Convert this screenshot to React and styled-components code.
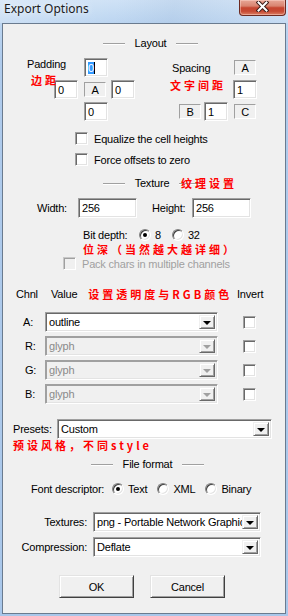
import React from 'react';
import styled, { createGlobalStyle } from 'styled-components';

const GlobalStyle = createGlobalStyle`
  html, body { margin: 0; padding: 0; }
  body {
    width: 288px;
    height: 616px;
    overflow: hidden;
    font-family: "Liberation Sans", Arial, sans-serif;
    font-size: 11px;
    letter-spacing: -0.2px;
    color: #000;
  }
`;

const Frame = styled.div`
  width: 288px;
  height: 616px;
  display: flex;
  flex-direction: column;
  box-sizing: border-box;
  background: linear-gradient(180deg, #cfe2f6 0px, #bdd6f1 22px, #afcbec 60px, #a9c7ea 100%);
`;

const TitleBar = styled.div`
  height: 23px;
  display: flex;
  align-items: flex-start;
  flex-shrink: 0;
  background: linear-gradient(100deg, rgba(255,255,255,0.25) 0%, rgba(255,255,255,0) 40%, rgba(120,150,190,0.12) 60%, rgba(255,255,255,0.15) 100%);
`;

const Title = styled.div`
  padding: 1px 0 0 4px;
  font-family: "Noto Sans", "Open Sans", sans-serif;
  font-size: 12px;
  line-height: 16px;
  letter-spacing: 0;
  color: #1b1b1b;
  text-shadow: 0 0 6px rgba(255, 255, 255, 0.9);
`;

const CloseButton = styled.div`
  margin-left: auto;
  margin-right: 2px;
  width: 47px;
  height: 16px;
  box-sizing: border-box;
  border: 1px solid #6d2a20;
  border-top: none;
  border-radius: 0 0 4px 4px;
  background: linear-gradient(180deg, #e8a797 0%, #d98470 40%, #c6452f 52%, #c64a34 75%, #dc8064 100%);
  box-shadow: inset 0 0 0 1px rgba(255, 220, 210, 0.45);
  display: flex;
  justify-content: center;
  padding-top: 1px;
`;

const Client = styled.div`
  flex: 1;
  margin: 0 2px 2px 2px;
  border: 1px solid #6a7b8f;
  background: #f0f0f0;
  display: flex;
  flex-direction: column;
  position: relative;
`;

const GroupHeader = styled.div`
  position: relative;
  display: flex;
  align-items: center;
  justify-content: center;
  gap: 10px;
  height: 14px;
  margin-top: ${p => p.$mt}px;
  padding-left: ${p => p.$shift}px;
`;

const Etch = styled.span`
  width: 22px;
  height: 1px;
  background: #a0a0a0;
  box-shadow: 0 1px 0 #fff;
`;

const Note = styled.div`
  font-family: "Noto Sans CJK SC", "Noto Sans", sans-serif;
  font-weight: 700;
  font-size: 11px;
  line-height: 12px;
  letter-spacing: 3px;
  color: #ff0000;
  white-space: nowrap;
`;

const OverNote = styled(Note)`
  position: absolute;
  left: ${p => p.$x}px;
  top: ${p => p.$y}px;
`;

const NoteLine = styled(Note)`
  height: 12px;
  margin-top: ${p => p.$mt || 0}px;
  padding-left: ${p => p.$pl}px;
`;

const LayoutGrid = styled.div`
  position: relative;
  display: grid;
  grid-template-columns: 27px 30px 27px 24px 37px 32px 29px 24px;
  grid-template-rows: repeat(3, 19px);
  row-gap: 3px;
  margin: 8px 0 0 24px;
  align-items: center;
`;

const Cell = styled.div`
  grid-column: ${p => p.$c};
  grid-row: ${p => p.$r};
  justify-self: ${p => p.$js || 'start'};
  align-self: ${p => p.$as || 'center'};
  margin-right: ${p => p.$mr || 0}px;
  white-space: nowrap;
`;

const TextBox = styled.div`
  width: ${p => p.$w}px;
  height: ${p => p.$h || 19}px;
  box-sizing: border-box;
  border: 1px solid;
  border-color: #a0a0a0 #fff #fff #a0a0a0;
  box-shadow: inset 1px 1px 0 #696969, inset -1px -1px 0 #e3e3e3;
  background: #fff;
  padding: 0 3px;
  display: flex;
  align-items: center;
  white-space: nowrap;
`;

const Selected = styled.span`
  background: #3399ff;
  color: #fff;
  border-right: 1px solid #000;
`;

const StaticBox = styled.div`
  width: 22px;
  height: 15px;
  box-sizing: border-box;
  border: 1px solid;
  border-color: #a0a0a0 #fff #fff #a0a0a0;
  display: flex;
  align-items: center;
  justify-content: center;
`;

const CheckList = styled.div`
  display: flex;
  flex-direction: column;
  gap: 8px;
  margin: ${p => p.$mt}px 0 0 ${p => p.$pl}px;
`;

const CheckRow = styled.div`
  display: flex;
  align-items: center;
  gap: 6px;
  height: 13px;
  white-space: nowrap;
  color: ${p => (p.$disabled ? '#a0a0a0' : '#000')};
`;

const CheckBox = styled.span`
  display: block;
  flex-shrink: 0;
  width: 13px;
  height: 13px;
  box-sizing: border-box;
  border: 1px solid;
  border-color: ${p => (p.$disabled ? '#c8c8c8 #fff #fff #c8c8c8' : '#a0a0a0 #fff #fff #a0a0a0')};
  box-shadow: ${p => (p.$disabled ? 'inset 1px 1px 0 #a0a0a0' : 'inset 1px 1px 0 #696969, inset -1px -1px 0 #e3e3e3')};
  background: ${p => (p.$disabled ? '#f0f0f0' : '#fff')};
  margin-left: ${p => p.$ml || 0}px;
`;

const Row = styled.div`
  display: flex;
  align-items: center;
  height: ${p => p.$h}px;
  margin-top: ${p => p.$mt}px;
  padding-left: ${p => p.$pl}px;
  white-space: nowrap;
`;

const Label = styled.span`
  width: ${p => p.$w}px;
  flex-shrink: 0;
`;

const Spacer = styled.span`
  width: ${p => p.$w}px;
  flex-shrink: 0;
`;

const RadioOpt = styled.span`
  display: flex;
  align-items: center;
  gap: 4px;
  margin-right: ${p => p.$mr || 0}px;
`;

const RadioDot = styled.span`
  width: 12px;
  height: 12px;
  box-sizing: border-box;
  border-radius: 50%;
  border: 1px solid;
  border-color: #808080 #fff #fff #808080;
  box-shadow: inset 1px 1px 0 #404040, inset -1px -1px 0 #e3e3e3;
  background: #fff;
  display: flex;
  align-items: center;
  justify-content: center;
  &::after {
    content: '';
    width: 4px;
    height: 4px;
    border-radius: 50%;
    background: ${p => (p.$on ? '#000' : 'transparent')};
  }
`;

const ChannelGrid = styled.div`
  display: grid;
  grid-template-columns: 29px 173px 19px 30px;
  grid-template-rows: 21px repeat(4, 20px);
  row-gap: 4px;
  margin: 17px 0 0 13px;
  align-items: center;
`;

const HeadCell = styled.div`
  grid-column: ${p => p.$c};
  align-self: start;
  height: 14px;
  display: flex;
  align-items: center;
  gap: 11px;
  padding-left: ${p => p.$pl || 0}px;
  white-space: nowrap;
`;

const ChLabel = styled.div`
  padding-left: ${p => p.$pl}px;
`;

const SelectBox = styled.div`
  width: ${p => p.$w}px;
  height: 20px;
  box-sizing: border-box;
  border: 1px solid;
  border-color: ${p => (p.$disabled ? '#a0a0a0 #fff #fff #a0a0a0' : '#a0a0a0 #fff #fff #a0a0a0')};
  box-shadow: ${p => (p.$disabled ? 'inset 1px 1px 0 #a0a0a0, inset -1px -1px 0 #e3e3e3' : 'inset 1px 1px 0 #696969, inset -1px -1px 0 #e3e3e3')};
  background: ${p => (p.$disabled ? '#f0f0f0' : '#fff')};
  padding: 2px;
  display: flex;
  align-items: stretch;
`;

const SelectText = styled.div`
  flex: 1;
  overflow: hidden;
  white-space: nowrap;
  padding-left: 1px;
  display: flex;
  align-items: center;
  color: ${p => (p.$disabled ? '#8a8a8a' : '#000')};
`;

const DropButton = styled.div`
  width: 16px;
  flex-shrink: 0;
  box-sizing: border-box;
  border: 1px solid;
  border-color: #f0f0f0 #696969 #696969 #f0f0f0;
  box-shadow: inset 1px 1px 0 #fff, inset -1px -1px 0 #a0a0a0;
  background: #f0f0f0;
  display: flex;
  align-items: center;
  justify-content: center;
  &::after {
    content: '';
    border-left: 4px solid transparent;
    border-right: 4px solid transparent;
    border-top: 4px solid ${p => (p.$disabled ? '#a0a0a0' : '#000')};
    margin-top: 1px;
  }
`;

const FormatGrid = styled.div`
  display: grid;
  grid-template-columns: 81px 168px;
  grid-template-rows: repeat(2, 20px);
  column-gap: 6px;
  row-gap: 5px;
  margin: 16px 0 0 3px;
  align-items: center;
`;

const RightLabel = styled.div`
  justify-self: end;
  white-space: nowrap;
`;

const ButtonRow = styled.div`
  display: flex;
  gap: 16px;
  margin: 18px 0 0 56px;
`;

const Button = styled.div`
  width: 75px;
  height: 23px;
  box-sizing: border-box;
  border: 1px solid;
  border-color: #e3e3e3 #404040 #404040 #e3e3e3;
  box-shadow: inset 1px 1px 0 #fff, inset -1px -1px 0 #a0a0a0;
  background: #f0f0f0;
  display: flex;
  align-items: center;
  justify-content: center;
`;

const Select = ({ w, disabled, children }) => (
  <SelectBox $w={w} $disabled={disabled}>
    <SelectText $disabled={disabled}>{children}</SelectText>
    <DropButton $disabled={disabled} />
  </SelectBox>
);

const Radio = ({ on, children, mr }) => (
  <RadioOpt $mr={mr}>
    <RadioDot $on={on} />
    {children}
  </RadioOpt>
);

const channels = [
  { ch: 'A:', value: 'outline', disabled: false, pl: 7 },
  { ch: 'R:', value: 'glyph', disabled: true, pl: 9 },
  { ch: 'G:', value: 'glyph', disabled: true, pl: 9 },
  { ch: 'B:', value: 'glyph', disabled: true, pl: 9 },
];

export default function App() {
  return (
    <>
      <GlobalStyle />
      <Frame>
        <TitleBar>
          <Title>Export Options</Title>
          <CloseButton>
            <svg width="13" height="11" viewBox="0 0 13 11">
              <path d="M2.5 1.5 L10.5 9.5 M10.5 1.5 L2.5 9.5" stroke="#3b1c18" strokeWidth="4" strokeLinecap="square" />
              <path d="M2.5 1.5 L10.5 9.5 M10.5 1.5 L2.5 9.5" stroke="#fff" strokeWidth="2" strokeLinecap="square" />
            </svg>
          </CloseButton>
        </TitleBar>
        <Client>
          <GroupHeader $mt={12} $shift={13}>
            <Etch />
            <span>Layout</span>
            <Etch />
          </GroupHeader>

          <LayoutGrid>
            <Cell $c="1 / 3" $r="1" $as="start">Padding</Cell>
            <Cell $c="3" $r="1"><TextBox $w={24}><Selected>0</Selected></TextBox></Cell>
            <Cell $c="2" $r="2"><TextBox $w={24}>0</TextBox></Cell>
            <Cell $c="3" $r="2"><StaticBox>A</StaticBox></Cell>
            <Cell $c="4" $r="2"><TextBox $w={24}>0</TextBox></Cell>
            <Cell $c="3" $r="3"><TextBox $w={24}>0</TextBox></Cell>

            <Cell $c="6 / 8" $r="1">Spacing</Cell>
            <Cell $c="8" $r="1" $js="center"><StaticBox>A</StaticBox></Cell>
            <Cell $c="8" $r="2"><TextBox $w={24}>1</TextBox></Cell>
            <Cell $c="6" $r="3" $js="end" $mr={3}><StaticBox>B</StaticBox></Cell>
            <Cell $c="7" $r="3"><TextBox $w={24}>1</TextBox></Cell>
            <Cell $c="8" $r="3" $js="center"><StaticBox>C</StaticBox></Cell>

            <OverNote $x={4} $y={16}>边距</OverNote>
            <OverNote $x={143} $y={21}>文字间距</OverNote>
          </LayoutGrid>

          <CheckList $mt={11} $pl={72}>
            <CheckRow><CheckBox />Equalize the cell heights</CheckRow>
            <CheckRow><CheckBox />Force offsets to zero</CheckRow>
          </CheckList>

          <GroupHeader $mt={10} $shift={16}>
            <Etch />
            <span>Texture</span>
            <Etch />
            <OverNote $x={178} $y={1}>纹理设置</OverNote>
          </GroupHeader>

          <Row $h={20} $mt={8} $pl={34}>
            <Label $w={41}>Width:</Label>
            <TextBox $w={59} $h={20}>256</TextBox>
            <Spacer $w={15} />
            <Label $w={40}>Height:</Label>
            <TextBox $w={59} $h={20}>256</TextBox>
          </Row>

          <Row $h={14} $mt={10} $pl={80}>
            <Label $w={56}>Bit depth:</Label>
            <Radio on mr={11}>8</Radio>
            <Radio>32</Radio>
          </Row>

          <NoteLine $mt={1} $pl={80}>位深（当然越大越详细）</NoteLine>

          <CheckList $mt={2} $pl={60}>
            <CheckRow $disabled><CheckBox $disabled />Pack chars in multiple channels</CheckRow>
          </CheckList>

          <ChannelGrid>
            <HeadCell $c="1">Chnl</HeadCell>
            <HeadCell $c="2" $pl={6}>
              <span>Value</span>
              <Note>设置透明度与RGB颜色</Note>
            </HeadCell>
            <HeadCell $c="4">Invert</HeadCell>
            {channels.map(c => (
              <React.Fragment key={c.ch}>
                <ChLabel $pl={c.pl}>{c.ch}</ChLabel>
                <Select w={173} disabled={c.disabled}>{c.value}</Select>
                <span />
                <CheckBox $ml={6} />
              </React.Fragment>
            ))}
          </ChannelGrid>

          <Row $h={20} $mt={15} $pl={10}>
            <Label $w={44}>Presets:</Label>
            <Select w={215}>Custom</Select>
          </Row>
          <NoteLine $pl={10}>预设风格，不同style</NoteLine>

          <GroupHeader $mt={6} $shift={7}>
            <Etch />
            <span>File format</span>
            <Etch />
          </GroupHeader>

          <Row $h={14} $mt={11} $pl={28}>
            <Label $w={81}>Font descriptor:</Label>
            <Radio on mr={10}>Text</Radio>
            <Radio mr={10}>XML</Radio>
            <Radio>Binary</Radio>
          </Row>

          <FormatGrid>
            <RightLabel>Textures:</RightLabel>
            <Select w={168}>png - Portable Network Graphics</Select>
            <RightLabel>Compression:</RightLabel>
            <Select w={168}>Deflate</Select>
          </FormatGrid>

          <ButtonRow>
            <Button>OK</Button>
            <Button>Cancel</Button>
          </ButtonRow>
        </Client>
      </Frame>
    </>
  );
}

Prompt → The required output is the number of lines containing the word "React", and nothing besides.

Task answer → 4